**The task**
Find the lines holding "components" and copy them.

─── Entries

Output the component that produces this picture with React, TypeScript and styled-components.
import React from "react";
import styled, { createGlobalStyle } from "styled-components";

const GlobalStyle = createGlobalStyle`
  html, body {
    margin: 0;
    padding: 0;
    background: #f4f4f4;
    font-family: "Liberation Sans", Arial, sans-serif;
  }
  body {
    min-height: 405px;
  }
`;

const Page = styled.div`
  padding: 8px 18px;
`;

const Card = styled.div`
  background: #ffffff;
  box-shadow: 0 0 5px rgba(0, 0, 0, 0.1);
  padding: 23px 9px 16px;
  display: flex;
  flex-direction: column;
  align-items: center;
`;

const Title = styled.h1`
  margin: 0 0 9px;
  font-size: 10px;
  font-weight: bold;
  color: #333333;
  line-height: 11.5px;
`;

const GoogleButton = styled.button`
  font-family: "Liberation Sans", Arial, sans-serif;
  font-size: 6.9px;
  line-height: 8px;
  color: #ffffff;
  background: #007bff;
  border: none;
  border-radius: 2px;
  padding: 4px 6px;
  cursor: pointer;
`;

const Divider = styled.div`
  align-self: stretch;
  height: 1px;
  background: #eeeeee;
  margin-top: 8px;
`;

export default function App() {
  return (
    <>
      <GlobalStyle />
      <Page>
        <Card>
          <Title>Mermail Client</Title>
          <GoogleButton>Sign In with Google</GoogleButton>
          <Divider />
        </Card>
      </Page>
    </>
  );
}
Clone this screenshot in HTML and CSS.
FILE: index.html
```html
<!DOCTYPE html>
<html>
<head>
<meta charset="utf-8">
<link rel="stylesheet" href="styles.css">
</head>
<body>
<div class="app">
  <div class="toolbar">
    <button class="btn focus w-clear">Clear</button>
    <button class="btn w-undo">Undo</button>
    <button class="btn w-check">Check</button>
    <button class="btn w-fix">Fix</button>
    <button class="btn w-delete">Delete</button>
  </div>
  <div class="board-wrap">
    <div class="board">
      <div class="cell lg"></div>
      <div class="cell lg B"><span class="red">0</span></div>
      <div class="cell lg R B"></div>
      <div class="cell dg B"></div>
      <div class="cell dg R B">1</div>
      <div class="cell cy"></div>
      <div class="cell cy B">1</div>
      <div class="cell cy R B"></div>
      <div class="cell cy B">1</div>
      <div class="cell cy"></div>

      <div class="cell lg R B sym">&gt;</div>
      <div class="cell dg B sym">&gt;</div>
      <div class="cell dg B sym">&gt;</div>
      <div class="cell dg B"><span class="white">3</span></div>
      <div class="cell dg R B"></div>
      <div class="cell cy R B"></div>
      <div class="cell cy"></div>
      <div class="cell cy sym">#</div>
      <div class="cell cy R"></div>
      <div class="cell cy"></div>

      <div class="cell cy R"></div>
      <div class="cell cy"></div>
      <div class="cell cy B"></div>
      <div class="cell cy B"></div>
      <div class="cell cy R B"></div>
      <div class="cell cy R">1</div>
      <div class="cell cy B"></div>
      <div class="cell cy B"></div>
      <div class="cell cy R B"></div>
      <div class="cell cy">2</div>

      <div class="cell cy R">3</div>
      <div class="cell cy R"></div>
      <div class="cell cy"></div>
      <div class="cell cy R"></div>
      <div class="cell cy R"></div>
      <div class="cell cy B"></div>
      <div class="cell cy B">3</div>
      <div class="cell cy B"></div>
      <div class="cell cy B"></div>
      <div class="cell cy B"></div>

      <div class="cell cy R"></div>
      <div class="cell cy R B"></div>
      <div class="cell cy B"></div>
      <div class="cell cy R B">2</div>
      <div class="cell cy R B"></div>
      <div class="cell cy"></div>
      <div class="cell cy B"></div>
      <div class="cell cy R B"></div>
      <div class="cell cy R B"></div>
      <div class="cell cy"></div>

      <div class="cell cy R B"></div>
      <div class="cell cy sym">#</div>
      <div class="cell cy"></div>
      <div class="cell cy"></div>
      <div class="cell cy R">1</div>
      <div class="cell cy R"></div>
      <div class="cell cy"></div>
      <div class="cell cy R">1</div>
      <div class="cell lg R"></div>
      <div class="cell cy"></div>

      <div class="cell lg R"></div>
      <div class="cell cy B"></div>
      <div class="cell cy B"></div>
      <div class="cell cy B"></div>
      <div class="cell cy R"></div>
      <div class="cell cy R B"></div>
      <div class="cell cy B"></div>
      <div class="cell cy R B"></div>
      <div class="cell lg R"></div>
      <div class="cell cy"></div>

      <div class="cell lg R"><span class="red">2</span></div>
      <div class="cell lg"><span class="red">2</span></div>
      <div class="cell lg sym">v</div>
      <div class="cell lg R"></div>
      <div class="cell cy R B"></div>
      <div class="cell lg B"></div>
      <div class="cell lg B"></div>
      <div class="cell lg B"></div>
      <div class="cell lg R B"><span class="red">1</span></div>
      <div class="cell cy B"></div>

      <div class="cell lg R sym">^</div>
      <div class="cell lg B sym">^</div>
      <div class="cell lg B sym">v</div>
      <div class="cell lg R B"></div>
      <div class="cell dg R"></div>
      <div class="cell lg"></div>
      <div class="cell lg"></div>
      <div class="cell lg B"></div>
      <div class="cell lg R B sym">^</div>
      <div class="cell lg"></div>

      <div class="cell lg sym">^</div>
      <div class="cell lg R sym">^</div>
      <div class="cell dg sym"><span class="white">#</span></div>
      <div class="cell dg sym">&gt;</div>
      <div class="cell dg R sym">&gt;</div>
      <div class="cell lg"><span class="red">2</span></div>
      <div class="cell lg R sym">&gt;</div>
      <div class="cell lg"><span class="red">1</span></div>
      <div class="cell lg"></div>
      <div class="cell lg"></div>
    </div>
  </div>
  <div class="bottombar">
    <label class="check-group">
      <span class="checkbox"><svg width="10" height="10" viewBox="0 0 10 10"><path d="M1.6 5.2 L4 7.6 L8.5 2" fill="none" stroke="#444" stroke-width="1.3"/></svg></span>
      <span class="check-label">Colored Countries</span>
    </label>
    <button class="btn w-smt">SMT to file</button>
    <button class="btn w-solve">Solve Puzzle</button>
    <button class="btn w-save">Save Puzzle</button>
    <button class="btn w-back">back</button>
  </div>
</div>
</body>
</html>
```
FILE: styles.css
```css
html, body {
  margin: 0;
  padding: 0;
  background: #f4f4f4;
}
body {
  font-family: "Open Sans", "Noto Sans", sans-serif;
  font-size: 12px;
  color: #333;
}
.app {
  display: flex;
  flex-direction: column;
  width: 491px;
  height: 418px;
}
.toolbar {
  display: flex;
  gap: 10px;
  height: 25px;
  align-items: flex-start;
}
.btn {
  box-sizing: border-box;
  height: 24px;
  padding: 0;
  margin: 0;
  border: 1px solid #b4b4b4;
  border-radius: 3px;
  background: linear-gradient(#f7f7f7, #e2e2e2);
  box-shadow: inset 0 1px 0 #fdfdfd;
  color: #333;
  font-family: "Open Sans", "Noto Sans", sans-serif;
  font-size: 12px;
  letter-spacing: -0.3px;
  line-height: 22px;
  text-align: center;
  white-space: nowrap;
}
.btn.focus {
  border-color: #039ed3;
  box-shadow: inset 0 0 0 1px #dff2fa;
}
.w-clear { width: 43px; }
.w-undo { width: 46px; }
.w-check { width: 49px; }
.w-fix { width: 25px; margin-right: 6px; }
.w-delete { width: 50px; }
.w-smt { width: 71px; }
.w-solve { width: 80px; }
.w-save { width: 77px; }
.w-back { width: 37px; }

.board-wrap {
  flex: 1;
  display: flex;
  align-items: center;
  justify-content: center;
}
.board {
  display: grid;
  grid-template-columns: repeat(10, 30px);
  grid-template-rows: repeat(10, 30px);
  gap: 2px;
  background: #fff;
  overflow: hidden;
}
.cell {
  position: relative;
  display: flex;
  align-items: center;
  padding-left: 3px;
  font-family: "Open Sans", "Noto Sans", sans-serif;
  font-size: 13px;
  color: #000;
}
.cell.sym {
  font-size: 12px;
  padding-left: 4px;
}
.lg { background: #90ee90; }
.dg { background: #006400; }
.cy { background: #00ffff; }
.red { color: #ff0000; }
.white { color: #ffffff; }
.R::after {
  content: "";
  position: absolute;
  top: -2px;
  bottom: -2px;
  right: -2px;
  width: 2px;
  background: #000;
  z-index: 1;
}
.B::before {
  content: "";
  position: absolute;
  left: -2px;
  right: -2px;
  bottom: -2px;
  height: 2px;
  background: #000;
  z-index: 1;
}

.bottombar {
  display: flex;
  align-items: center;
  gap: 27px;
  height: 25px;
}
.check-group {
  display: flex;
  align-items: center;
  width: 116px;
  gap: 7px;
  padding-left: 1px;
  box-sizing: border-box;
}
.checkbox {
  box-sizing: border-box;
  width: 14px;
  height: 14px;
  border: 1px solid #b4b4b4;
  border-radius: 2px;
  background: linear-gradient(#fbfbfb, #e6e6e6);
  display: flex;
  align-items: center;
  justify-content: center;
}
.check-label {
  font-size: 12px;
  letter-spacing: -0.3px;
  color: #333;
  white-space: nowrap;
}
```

──────

**Answer**
Output the component that produces this picture with React, TypeScript and styled-components.
import styled, { createGlobalStyle } from "styled-components";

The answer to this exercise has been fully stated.